Problem requirements: Set down each line of the material that follows, exactly, with no pictures.

>> begin Recorded data

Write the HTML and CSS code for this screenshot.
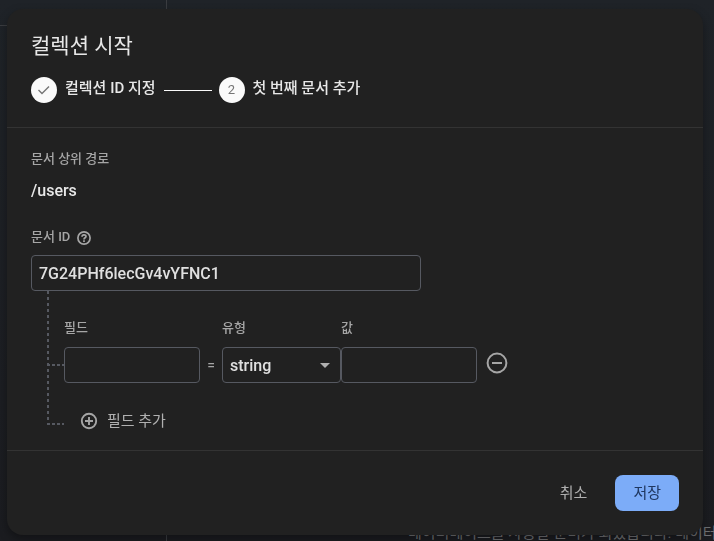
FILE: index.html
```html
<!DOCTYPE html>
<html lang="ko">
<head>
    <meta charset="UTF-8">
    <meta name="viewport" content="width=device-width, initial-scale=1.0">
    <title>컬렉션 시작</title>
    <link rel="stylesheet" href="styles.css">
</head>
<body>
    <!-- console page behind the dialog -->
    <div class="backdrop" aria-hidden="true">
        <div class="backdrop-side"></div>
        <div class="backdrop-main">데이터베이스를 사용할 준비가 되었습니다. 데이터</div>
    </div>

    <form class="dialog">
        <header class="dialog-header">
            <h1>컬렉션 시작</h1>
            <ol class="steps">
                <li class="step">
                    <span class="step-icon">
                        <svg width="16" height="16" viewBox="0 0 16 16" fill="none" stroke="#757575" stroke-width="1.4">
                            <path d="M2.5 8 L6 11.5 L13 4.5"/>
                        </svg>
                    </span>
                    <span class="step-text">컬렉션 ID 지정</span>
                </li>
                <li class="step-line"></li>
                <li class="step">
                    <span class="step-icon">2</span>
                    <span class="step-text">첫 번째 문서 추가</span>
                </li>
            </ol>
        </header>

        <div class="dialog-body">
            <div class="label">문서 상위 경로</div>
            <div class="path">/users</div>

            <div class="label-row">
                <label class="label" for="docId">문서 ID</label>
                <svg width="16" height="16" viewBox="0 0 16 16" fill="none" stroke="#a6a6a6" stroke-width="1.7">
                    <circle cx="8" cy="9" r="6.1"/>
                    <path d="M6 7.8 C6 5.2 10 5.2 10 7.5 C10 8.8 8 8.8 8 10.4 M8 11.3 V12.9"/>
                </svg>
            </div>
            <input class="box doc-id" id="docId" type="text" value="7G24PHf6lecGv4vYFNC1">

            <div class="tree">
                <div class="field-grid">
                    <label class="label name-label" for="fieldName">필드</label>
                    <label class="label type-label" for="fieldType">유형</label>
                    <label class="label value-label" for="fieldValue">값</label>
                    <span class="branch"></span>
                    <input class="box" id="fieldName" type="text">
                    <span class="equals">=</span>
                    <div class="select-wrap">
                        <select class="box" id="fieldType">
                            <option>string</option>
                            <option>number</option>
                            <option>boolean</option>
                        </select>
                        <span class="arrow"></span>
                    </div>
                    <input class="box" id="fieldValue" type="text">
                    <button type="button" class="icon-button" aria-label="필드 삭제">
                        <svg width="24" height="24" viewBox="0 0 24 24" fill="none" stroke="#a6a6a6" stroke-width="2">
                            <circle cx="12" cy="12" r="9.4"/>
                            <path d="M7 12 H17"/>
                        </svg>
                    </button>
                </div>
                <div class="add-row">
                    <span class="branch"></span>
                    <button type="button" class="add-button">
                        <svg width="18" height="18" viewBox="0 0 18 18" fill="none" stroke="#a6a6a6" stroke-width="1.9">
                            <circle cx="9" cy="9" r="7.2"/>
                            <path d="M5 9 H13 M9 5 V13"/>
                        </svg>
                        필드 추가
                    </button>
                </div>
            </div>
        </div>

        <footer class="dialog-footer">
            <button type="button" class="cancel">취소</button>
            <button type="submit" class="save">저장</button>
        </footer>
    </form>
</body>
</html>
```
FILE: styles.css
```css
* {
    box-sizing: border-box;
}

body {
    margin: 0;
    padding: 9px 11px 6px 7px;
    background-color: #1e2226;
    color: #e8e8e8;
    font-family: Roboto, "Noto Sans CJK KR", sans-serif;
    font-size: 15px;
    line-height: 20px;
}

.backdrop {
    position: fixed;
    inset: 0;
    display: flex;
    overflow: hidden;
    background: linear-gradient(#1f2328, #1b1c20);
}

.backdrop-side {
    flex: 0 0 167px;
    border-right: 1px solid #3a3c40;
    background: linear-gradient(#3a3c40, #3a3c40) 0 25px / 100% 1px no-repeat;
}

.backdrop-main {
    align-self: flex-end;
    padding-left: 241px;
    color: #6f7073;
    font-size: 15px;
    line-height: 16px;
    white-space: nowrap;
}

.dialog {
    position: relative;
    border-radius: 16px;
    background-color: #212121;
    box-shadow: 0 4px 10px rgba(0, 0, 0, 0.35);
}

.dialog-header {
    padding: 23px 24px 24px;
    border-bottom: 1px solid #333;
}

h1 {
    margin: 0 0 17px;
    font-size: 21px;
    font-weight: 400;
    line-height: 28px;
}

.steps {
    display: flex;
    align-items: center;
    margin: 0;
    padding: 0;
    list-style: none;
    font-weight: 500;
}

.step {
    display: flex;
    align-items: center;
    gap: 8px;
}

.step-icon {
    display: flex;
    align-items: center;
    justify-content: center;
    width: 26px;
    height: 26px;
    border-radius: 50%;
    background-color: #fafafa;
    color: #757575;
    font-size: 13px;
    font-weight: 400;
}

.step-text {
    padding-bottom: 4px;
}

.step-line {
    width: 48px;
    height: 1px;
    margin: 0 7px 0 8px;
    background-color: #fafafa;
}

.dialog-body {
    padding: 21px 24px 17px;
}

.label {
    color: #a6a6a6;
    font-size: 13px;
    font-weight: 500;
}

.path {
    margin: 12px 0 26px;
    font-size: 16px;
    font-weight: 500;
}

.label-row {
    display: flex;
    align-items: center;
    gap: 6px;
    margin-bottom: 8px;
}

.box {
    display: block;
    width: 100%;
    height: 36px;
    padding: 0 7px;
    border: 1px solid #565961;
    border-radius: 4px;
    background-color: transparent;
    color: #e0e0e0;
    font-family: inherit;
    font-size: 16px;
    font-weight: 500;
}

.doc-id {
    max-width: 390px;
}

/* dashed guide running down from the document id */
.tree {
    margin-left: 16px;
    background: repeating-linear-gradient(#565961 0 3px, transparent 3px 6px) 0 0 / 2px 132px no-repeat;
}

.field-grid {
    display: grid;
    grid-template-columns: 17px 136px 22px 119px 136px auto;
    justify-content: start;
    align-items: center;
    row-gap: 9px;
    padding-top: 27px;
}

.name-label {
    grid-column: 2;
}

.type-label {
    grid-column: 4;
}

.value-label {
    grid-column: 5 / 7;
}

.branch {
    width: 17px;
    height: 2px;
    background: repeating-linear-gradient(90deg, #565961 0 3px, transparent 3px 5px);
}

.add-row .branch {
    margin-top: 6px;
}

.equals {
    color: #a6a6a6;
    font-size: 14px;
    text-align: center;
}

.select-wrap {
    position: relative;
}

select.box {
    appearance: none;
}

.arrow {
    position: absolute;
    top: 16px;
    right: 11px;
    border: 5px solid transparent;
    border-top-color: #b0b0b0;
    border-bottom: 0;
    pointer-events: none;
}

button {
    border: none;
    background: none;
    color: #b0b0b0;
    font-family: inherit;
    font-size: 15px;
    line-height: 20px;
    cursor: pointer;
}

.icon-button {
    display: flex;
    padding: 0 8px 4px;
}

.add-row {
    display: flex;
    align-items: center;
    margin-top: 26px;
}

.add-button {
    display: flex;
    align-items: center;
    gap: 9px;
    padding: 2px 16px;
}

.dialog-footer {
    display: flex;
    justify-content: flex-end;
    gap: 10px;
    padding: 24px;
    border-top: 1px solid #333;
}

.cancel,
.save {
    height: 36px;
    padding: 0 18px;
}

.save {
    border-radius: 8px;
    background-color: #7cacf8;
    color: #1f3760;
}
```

>> end Recorded data

Exercise output:
Write the HTML and CSS code for this screenshot.
FILE: index.html
```html
<!DOCTYPE html>
<html lang="ko">
<head>
    <meta charset="UTF-8">
    <meta name="viewport" content="width=device-width, initial-scale=1.0">
    <title>컬렉션 시작</title>
    <link rel="stylesheet" href="styles.css">
</head>
<body>
    <!-- console page behind the dialog -->
    <div class="backdrop" aria-hidden="true">
        <div class="backdrop-side"></div>
        <div class="backdrop-main">데이터베이스를 사용할 준비가 되었습니다. 데이터</div>
    </div>

    <form class="dialog">
        <header class="dialog-header">
            <h1>컬렉션 시작</h1>
            <ol class="steps">
                <li class="step">
                    <span class="step-icon">
                        <svg width="16" height="16" viewBox="0 0 16 16" fill="none" stroke="#757575" stroke-width="1.4">
                            <path d="M2.5 8 L6 11.5 L13 4.5"/>
                        </svg>
                    </span>
                    <span class="step-text">컬렉션 ID 지정</span>
                </li>
                <li class="step-line"></li>
                <li class="step">
                    <span class="step-icon">2</span>
                    <span class="step-text">첫 번째 문서 추가</span>
                </li>
            </ol>
        </header>

        <div class="dialog-body">
            <div class="label">문서 상위 경로</div>
            <div class="path">/users</div>

            <div class="label-row">
                <label class="label" for="docId">문서 ID</label>
                <svg width="16" height="16" viewBox="0 0 16 16" fill="none" stroke="#a6a6a6" stroke-width="1.7">
                    <circle cx="8" cy="9" r="6.1"/>
                    <path d="M6 7.8 C6 5.2 10 5.2 10 7.5 C10 8.8 8 8.8 8 10.4 M8 11.3 V12.9"/>
                </svg>
            </div>
            <input class="box doc-id" id="docId" type="text" value="7G24PHf6lecGv4vYFNC1">

            <div class="tree">
                <div class="field-grid">
                    <label class="label name-label" for="fieldName">필드</label>
                    <label class="label type-label" for="fieldType">유형</label>
                    <label class="label value-label" for="fieldValue">값</label>
                    <span class="branch"></span>
                    <input class="box" id="fieldName" type="text">
                    <span class="equals">=</span>
                    <div class="select-wrap">
                        <select class="box" id="fieldType">
                            <option>string</option>
                            <option>number</option>
                            <option>boolean</option>
                        </select>
                        <span class="arrow"></span>
                    </div>
                    <input class="box" id="fieldValue" type="text">
                    <button type="button" class="icon-button" aria-label="필드 삭제">
                        <svg width="24" height="24" viewBox="0 0 24 24" fill="none" stroke="#a6a6a6" stroke-width="2">
                            <circle cx="12" cy="12" r="9.4"/>
                            <path d="M7 12 H17"/>
                        </svg>
                    </button>
                </div>
                <div class="add-row">
                    <span class="branch"></span>
                    <button type="button" class="add-button">
                        <svg width="18" height="18" viewBox="0 0 18 18" fill="none" stroke="#a6a6a6" stroke-width="1.9">
                            <circle cx="9" cy="9" r="7.2"/>
                            <path d="M5 9 H13 M9 5 V13"/>
                        </svg>
                        필드 추가
                    </button>
                </div>
            </div>
        </div>

        <footer class="dialog-footer">
            <button type="button" class="cancel">취소</button>
            <button type="submit" class="save">저장</button>
        </footer>
    </form>
</body>
</html>
```
FILE: styles.css
```css
* {
    box-sizing: border-box;
}

body {
    margin: 0;
    padding: 9px 11px 6px 7px;
    background-color: #1e2226;
    color: #e8e8e8;
    font-family: Roboto, "Noto Sans CJK KR", sans-serif;
    font-size: 15px;
    line-height: 20px;
}

.backdrop {
    position: fixed;
    inset: 0;
    display: flex;
    overflow: hidden;
    background: linear-gradient(#1f2328, #1b1c20);
}

.backdrop-side {
    flex: 0 0 167px;
    border-right: 1px solid #3a3c40;
    background: linear-gradient(#3a3c40, #3a3c40) 0 25px / 100% 1px no-repeat;
}

.backdrop-main {
    align-self: flex-end;
    padding-left: 241px;
    color: #6f7073;
    font-size: 15px;
    line-height: 16px;
    white-space: nowrap;
}

.dialog {
    position: relative;
    border-radius: 16px;
    background-color: #212121;
    box-shadow: 0 4px 10px rgba(0, 0, 0, 0.35);
}

.dialog-header {
    padding: 23px 24px 24px;
    border-bottom: 1px solid #333;
}

h1 {
    margin: 0 0 17px;
    font-size: 21px;
    font-weight: 400;
    line-height: 28px;
}

.steps {
    display: flex;
    align-items: center;
    margin: 0;
    padding: 0;
    list-style: none;
    font-weight: 500;
}

.step {
    display: flex;
    align-items: center;
    gap: 8px;
}

.step-icon {
    display: flex;
    align-items: center;
    justify-content: center;
    width: 26px;
    height: 26px;
    border-radius: 50%;
    background-color: #fafafa;
    color: #757575;
    font-size: 13px;
    font-weight: 400;
}

.step-text {
    padding-bottom: 4px;
}

.step-line {
    width: 48px;
    height: 1px;
    margin: 0 7px 0 8px;
    background-color: #fafafa;
}

.dialog-body {
    padding: 21px 24px 17px;
}

.label {
    color: #a6a6a6;
    font-size: 13px;
    font-weight: 500;
}

.path {
    margin: 12px 0 26px;
    font-size: 16px;
    font-weight: 500;
}

.label-row {
    display: flex;
    align-items: center;
    gap: 6px;
    margin-bottom: 8px;
}

.box {
    display: block;
    width: 100%;
    height: 36px;
    padding: 0 7px;
    border: 1px solid #565961;
    border-radius: 4px;
    background-color: transparent;
    color: #e0e0e0;
    font-family: inherit;
    font-size: 16px;
    font-weight: 500;
}

.doc-id {
    max-width: 390px;
}

/* dashed guide running down from the document id */
.tree {
    margin-left: 16px;
    background: repeating-linear-gradient(#565961 0 3px, transparent 3px 6px) 0 0 / 2px 132px no-repeat;
}

.field-grid {
    display: grid;
    grid-template-columns: 17px 136px 22px 119px 136px auto;
    justify-content: start;
    align-items: center;
    row-gap: 9px;
    padding-top: 27px;
}

.name-label {
    grid-column: 2;
}

.type-label {
    grid-column: 4;
}

.value-label {
    grid-column: 5 / 7;
}

.branch {
    width: 17px;
    height: 2px;
    background: repeating-linear-gradient(90deg, #565961 0 3px, transparent 3px 5px);
}

.add-row .branch {
    margin-top: 6px;
}

.equals {
    color: #a6a6a6;
    font-size: 14px;
    text-align: center;
}

.select-wrap {
    position: relative;
}

select.box {
    appearance: none;
}

.arrow {
    position: absolute;
    top: 16px;
    right: 11px;
    border: 5px solid transparent;
    border-top-color: #b0b0b0;
    border-bottom: 0;
    pointer-events: none;
}

button {
    border: none;
    background: none;
    color: #b0b0b0;
    font-family: inherit;
    font-size: 15px;
    line-height: 20px;
    cursor: pointer;
}

.icon-button {
    display: flex;
    padding: 0 8px 4px;
}

.add-row {
    display: flex;
    align-items: center;
    margin-top: 26px;
}

.add-button {
    display: flex;
    align-items: center;
    gap: 9px;
    padding: 2px 16px;
}

.dialog-footer {
    display: flex;
    justify-content: flex-end;
    gap: 10px;
    padding: 24px;
    border-top: 1px solid #333;
}

.cancel,
.save {
    height: 36px;
    padding: 0 18px;
}

.save {
    border-radius: 8px;
    background-color: #7cacf8;
    color: #1f3760;
}
```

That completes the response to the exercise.